Bertel O. Steen, a Norwegian conglomerate that owns 70 percent of ASICS Scandinavia, has acquired the leading Norwegian footwear brand, Viking Fottøy, from the Dutch Hevea group for €29 million. The takeover will give the group a firm footing in both the athletic and brown shoe segments, shielding it from the consequences of climate change through Viking’s wide range of rubber boots and Gore-Tex lined boots. Together, ASICS Scandinavia and Viking will have annual sales of about 600 million Norwegian kroner (€72m-$93m), almost equally split between the two operations.
There will be no change in management, but Håkon Nygård, who runs ASICS Scandinavia, will also act as chairman of Viking, replacing Peter Traas, chairman of Hevea. Viking and ASICS Scandinavia will continue to be managed separately, but Nygård has many ideas to improve Viking’s brand positioning through better marketing, as he has done with the ASICS brand in Scandinavia.
Bertel O. Steen is a big group with sales of €950 million in 2005 that started up after World War Two to import cars and other products. It has investments in real estate and industry. Its sports division imported brands such as ASICS, Descente, Dynastar and Castelli, but it then decided to concentrate on ASICS, forming a joint venture with the Japanese company in 1999 that took over the distribution also in Denmark and Sweden. Under the management of Nygård, it has done an excellent job with this brand, as detailed in our market research report on Scandinavia and the rest of Northern Europe coming out next month.
Founded in Norway in 1920, Viking was sold by Orkla in 2000 to Hevea, a Dutch rubber boot manufacturer owned by the Vredestein group. Hevea, was spun off through a management buy-out in 2004. Hevea has now decided to concentrate on its licensed brand of Dunlop rubber boots and protective footwear, used mainly for industrial applications, after attempts to create some distribution synergies with Viking. Hevea, which has its origins in the production of tires for bicycles and cars, had sales of €60 million in 2006, including Viking.
In the meantime Viking has improved its profitability and its market positioning, while expanding geographically, mainly in the Nordic countries. It had an operating profit of 24.75 million NOK (€2.9m-$3.8m) in 2005 on sales of 287.1 million NOK (€34.4m-$44.7m).
A partner of Gore-Tex since 1992, Viking has strong ambitions in the international market, although the Nordic countries still represented 93 percent of the company’s sales in 2005. Non-rubber boots comprised 43 percent of the turnover, its rubber boots 26 percent and the distribution of KangaROOS in the Nordic countries 17 percent. Viking sells a total of about 2 million pairs annually, including 1.5 million under its own brand.
The company has about 3,800 clients in the Nordic countries, 60 percent of whom are shoe retailers and 20 percent are sports stores. Its orders are still on the rise in Denmark and Sweden, particularly in the segment of Gore-Tex shoes, but in the last few months Viking has made further inroads into Continental Europe. After signing a distribution deal in Switzerland in 2005, it began with a distributor in Italy early last year. Germany remains the company’s main focus for the moment. Having hired last March a dedicated salesman for Germany and Austria, Viking expects to sell about 15,000 pairs of shoes in those two countries this year. It has already won over about 100 customers in Germany’s highly competitive market, mostly in the southern part of the country.

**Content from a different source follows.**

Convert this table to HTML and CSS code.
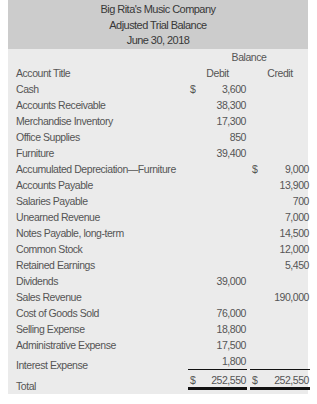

For Viking, which was losing money before it was acquired by the Dutch-based Hevea group in 2000, the other ambition besides international expansion is to reach an operating margin (EBIT) of 10 percent by 2008, and the company is well on its way to reach this target under the management of Rune Skrove, a former finance director of the company who became Hevea’s managing director for the Nordic countries in the Spring of 2003. He will continue to run Viking.
The company’s financial turnaround came after 2001 when Hevea took the Norwegian company out of the wholesale trading business to focus it on its own brand, and then began to set up its own sales operations in the other Scandinavian countries and in Finland. Viking still sells some 700,000 pairs of rubber boots, mostly in Scandinavia. In the rubber boot segment it claims market shares of 50 percent in Norway and about 25 percent in the other Nordic countries. It has a share of 30 percent in the Norwegian market for Gore-Tex shoes, estimated at about 1.5 million pairs. Together with ECCO, the brand is also regarded as a leader in children’s footwear throughout the Nordic region (more in Shoe Intelligence).